**** Material for this task

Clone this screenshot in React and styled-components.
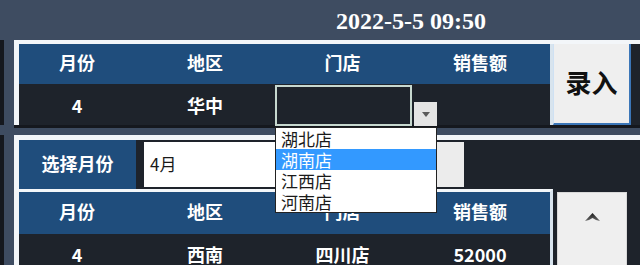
import React from "react";
import styled, { createGlobalStyle } from "styled-components";

const COLORS = {
  slate: "#3e4c61",
  frame: "#f3f6f9",
  blue: "#1f4d7c",
  dark: "#1e232b",
  shadow: "#15181e",
  button: "#efefef",
  highlight: "#3399ff",
};

const GlobalStyle = createGlobalStyle`
  html, body {
    margin: 0;
    padding: 0;
    background: ${COLORS.slate};
  }
  * {
    box-sizing: border-box;
  }
`;

const Screen = styled.div`
  width: 640px;
  height: 265px;
  overflow: hidden;
  background: ${COLORS.slate};
  font-family: "Noto Sans CJK SC", "Noto Sans", sans-serif;
`;

const TopBar = styled.div`
  height: 40px;
  display: flex;
  align-items: center;
  padding-left: 336px;
  padding-top: 2px;
`;

const Clock = styled.div`
  color: #ffffff;
  font-family: "Liberation Serif", serif;
  font-weight: 700;
  font-size: 24px;
  line-height: 1;
`;

const PanelRow = styled.div`
  border-left: 4px solid ${COLORS.shadow};
  padding-left: 10px;
  margin-bottom: ${(p) => p.$gap || 0}px;
`;

const Panel = styled.div`
  display: flex;
  flex-direction: column;
  background: ${COLORS.dark};
  border-top: ${(p) => p.$top || 4}px solid ${COLORS.frame};
  border-left: 5px solid ${COLORS.frame};
  box-shadow: 0 3px 0 ${COLORS.shadow};
`;

const Line = styled.div`
  display: flex;
  align-items: stretch;
`;

const Table = styled.div`
  width: 534px;
  display: flex;
  flex-direction: column;
  border-right: 3px solid #d8e4ee;
  border-top: ${(p) => (p.$framed ? "3px solid " + COLORS.frame : "none")};
`;

const Row = styled.div`
  display: grid;
  grid-template-columns: 116px 140px 135px 140px;
  height: ${(p) => p.$h}px;
  background: ${(p) => (p.$head ? COLORS.blue : COLORS.dark)};
`;

const Cell = styled.div`
  position: relative;
  display: flex;
  align-items: center;
  justify-content: center;
  color: #ffffff;
  font-weight: 700;
  font-size: 18px;
  padding-bottom: ${(p) => (p.$head ? 4 : 0)}px;
`;

const StoreCell = styled(Cell)`
  justify-content: flex-start;
  align-items: flex-end;
  padding-top: 1px;
`;

const Combo = styled.div`
  position: relative;
  display: flex;
  align-items: flex-end;
  gap: 2px;
`;

const ComboInput = styled.div`
  width: 137px;
  height: 41px;
  border: 2px solid #c7d8cf;
  background: ${COLORS.dark};
`;

const ArrowButton = styled.div`
  width: 23px;
  height: 24px;
  background: #e4e4e4;
  display: flex;
  align-items: center;
  justify-content: center;
`;

const DropList = styled.ul`
  position: absolute;
  top: 42px;
  left: 0;
  width: 162px;
  margin: 0;
  padding: 0;
  list-style: none;
  background: #ffffff;
  border: 1px solid #222;
  z-index: 5;
`;

const DropItem = styled.li`
  height: 21px;
  line-height: 21px;
  padding-left: 5px;
  font-size: 17px;
  font-weight: 400;
  color: ${(p) => (p.$active ? "#ffffff" : "#1a1a1a")};
  background: ${(p) => (p.$active ? COLORS.highlight : "transparent")};
`;

const EntryButton = styled.div`
  width: 78px;
  background: ${COLORS.button};
  border-left: 1px solid #cfe1f3;
  border-right: 2px solid #3b76b8;
  border-bottom: 2px solid #3b76b8;
  display: flex;
  align-items: center;
  justify-content: center;
  color: #111;
  font-size: 26px;
  font-weight: 700;
  padding-bottom: 4px;
`;

const FilterRow = styled.div`
  display: flex;
  height: 49px;
`;

const FilterLabel = styled.div`
  width: 117px;
  background: ${COLORS.blue};
  display: flex;
  align-items: center;
  justify-content: center;
  color: #fff;
  font-weight: 700;
  font-size: 18px;
  padding-bottom: 3px;
`;

const FilterInput = styled.div`
  margin: 2px 0 2px 8px;
  width: 293px;
  background: #fff;
  display: flex;
  align-items: center;
  padding-left: 6px;
  font-size: 17px;
  color: #1a1a1a;
  padding-bottom: 2px;
`;

const FilterButton = styled.div`
  margin: 2px 0;
  width: 27px;
  background: #ececec;
`;

const ScrollButton = styled.div`
  margin-left: 4px;
  margin-top: 3px;
  width: 70px;
  background: ${COLORS.button};
  border: 1px solid #d9d9d9;
  display: flex;
  align-items: center;
  justify-content: center;
  padding-bottom: 32px;
`;

const Strip = styled.div`
  flex: 1;
`;

const Caret = ({ up }) => (
  <svg width={up ? 15 : 8} height={up ? 9 : 5} viewBox={up ? "0 0 15 9" : "0 0 8 5"}>
    {up ? (
      <>
        <defs>
          <linearGradient id="caret" x1="0" y1="0" x2="0" y2="1">
            <stop offset="0" stopColor="#1a1a1a" />
            <stop offset="1" stopColor="#6a6a6a" />
          </linearGradient>
        </defs>
        <path d="M7.5 0 L15 8 L11 7 L7.5 5 L4 7 L0 8 Z" fill="url(#caret)" />
      </>
    ) : (
      <path d="M0 0 L8 0 L4 5 Z" fill="#5a5a5a" />
    )}
  </svg>
);

const HEAD = ["月份", "地区", "门店", "销售额"];
const STORES = ["湖北店", "湖南店", "江西店", "河南店"];

const App = () => {
  return (
    <Screen>
      <GlobalStyle />
      <TopBar>
        <Clock>2022-5-5 09:50</Clock>
      </TopBar>

      <PanelRow $gap={10}>
        <Panel $top={4}>
          <Line>
            <Table>
              <Row $head $h={40}>
                {HEAD.map((h) => (
                  <Cell $head key={h}>
                    {h}
                  </Cell>
                ))}
              </Row>
              <Row $h={41}>
                <Cell>4</Cell>
                <Cell>华中</Cell>
                <StoreCell>
                  <Combo>
                    <ComboInput />
                    <ArrowButton>
                      <Caret />
                    </ArrowButton>
                    <DropList>
                      {STORES.map((s) => (
                        <DropItem key={s} $active={s === "湖南店"}>
                          {s}
                        </DropItem>
                      ))}
                    </DropList>
                  </Combo>
                </StoreCell>
                <Cell />
              </Row>
            </Table>
            <EntryButton>录入</EntryButton>
            <Strip />
          </Line>
        </Panel>
      </PanelRow>

      <PanelRow>
        <Panel $top={5}>
          <FilterRow>
            <FilterLabel>选择月份</FilterLabel>
            <FilterInput>4月</FilterInput>
            <FilterButton />
          </FilterRow>
          <Line>
            <Table $framed>
              <Row $head $h={42}>
                {HEAD.map((h) => (
                  <Cell $head key={h}>
                    {h}
                  </Cell>
                ))}
              </Row>
              <Row $h={40}>
                <Cell>4</Cell>
                <Cell>西南</Cell>
                <Cell>四川店</Cell>
                <Cell>52000</Cell>
              </Row>
            </Table>
            <ScrollButton>
              <Caret up />
            </ScrollButton>
            <Strip />
          </Line>
        </Panel>
      </PanelRow>
    </Screen>
  );
};

export default App;
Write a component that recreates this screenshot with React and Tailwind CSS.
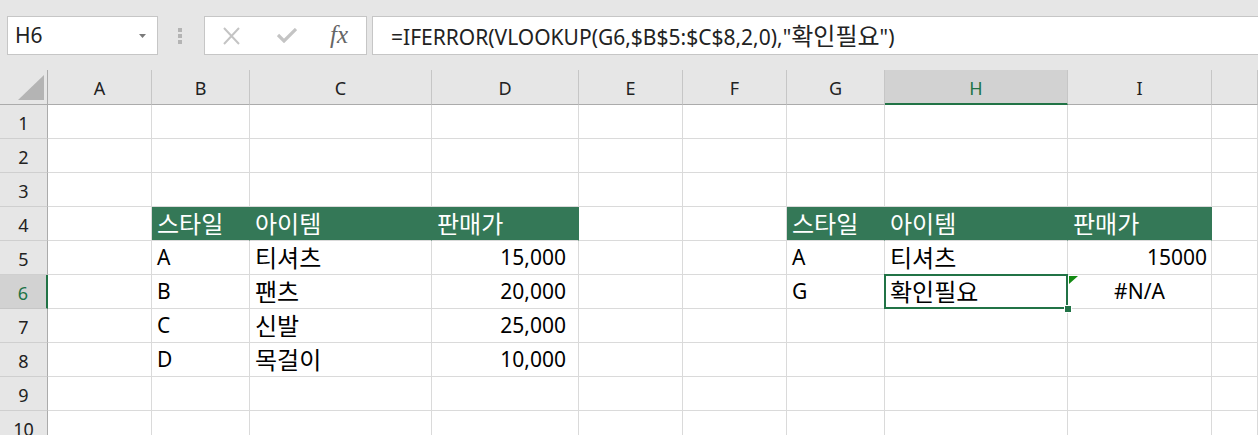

********

All the records above need to be given again word for word. Skip the pictures.

Clone this screenshot in React and styled-components.
import React from "react";
import styled, { createGlobalStyle } from "styled-components";

const COLORS = {
  slate: "#3e4c61",
  frame: "#f3f6f9",
  blue: "#1f4d7c",
  dark: "#1e232b",
  shadow: "#15181e",
  button: "#efefef",
  highlight: "#3399ff",
};

const GlobalStyle = createGlobalStyle`
  html, body {
    margin: 0;
    padding: 0;
    background: ${COLORS.slate};
  }
  * {
    box-sizing: border-box;
  }
`;

const Screen = styled.div`
  width: 640px;
  height: 265px;
  overflow: hidden;
  background: ${COLORS.slate};
  font-family: "Noto Sans CJK SC", "Noto Sans", sans-serif;
`;

const TopBar = styled.div`
  height: 40px;
  display: flex;
  align-items: center;
  padding-left: 336px;
  padding-top: 2px;
`;

const Clock = styled.div`
  color: #ffffff;
  font-family: "Liberation Serif", serif;
  font-weight: 700;
  font-size: 24px;
  line-height: 1;
`;

const PanelRow = styled.div`
  border-left: 4px solid ${COLORS.shadow};
  padding-left: 10px;
  margin-bottom: ${(p) => p.$gap || 0}px;
`;

const Panel = styled.div`
  display: flex;
  flex-direction: column;
  background: ${COLORS.dark};
  border-top: ${(p) => p.$top || 4}px solid ${COLORS.frame};
  border-left: 5px solid ${COLORS.frame};
  box-shadow: 0 3px 0 ${COLORS.shadow};
`;

const Line = styled.div`
  display: flex;
  align-items: stretch;
`;

const Table = styled.div`
  width: 534px;
  display: flex;
  flex-direction: column;
  border-right: 3px solid #d8e4ee;
  border-top: ${(p) => (p.$framed ? "3px solid " + COLORS.frame : "none")};
`;

const Row = styled.div`
  display: grid;
  grid-template-columns: 116px 140px 135px 140px;
  height: ${(p) => p.$h}px;
  background: ${(p) => (p.$head ? COLORS.blue : COLORS.dark)};
`;

const Cell = styled.div`
  position: relative;
  display: flex;
  align-items: center;
  justify-content: center;
  color: #ffffff;
  font-weight: 700;
  font-size: 18px;
  padding-bottom: ${(p) => (p.$head ? 4 : 0)}px;
`;

const StoreCell = styled(Cell)`
  justify-content: flex-start;
  align-items: flex-end;
  padding-top: 1px;
`;

const Combo = styled.div`
  position: relative;
  display: flex;
  align-items: flex-end;
  gap: 2px;
`;

const ComboInput = styled.div`
  width: 137px;
  height: 41px;
  border: 2px solid #c7d8cf;
  background: ${COLORS.dark};
`;

const ArrowButton = styled.div`
  width: 23px;
  height: 24px;
  background: #e4e4e4;
  display: flex;
  align-items: center;
  justify-content: center;
`;

const DropList = styled.ul`
  position: absolute;
  top: 42px;
  left: 0;
  width: 162px;
  margin: 0;
  padding: 0;
  list-style: none;
  background: #ffffff;
  border: 1px solid #222;
  z-index: 5;
`;

const DropItem = styled.li`
  height: 21px;
  line-height: 21px;
  padding-left: 5px;
  font-size: 17px;
  font-weight: 400;
  color: ${(p) => (p.$active ? "#ffffff" : "#1a1a1a")};
  background: ${(p) => (p.$active ? COLORS.highlight : "transparent")};
`;

const EntryButton = styled.div`
  width: 78px;
  background: ${COLORS.button};
  border-left: 1px solid #cfe1f3;
  border-right: 2px solid #3b76b8;
  border-bottom: 2px solid #3b76b8;
  display: flex;
  align-items: center;
  justify-content: center;
  color: #111;
  font-size: 26px;
  font-weight: 700;
  padding-bottom: 4px;
`;

const FilterRow = styled.div`
  display: flex;
  height: 49px;
`;

const FilterLabel = styled.div`
  width: 117px;
  background: ${COLORS.blue};
  display: flex;
  align-items: center;
  justify-content: center;
  color: #fff;
  font-weight: 700;
  font-size: 18px;
  padding-bottom: 3px;
`;

const FilterInput = styled.div`
  margin: 2px 0 2px 8px;
  width: 293px;
  background: #fff;
  display: flex;
  align-items: center;
  padding-left: 6px;
  font-size: 17px;
  color: #1a1a1a;
  padding-bottom: 2px;
`;

const FilterButton = styled.div`
  margin: 2px 0;
  width: 27px;
  background: #ececec;
`;

const ScrollButton = styled.div`
  margin-left: 4px;
  margin-top: 3px;
  width: 70px;
  background: ${COLORS.button};
  border: 1px solid #d9d9d9;
  display: flex;
  align-items: center;
  justify-content: center;
  padding-bottom: 32px;
`;

const Strip = styled.div`
  flex: 1;
`;

const Caret = ({ up }) => (
  <svg width={up ? 15 : 8} height={up ? 9 : 5} viewBox={up ? "0 0 15 9" : "0 0 8 5"}>
    {up ? (
      <>
        <defs>
          <linearGradient id="caret" x1="0" y1="0" x2="0" y2="1">
            <stop offset="0" stopColor="#1a1a1a" />
            <stop offset="1" stopColor="#6a6a6a" />
          </linearGradient>
        </defs>
        <path d="M7.5 0 L15 8 L11 7 L7.5 5 L4 7 L0 8 Z" fill="url(#caret)" />
      </>
    ) : (
      <path d="M0 0 L8 0 L4 5 Z" fill="#5a5a5a" />
    )}
  </svg>
);

const HEAD = ["月份", "地区", "门店", "销售额"];
const STORES = ["湖北店", "湖南店", "江西店", "河南店"];

const App = () => {
  return (
    <Screen>
      <GlobalStyle />
      <TopBar>
        <Clock>2022-5-5 09:50</Clock>
      </TopBar>

      <PanelRow $gap={10}>
        <Panel $top={4}>
          <Line>
            <Table>
              <Row $head $h={40}>
                {HEAD.map((h) => (
                  <Cell $head key={h}>
                    {h}
                  </Cell>
                ))}
              </Row>
              <Row $h={41}>
                <Cell>4</Cell>
                <Cell>华中</Cell>
                <StoreCell>
                  <Combo>
                    <ComboInput />
                    <ArrowButton>
                      <Caret />
                    </ArrowButton>
                    <DropList>
                      {STORES.map((s) => (
                        <DropItem key={s} $active={s === "湖南店"}>
                          {s}
                        </DropItem>
                      ))}
                    </DropList>
                  </Combo>
                </StoreCell>
                <Cell />
              </Row>
            </Table>
            <EntryButton>录入</EntryButton>
            <Strip />
          </Line>
        </Panel>
      </PanelRow>

      <PanelRow>
        <Panel $top={5}>
          <FilterRow>
            <FilterLabel>选择月份</FilterLabel>
            <FilterInput>4月</FilterInput>
            <FilterButton />
          </FilterRow>
          <Line>
            <Table $framed>
              <Row $head $h={42}>
                {HEAD.map((h) => (
                  <Cell $head key={h}>
                    {h}
                  </Cell>
                ))}
              </Row>
              <Row $h={40}>
                <Cell>4</Cell>
                <Cell>西南</Cell>
                <Cell>四川店</Cell>
                <Cell>52000</Cell>
              </Row>
            </Table>
            <ScrollButton>
              <Caret up />
            </ScrollButton>
            <Strip />
          </Line>
        </Panel>
      </PanelRow>
    </Screen>
  );
};

export default App;
Write a component that recreates this screenshot with React and Tailwind CSS.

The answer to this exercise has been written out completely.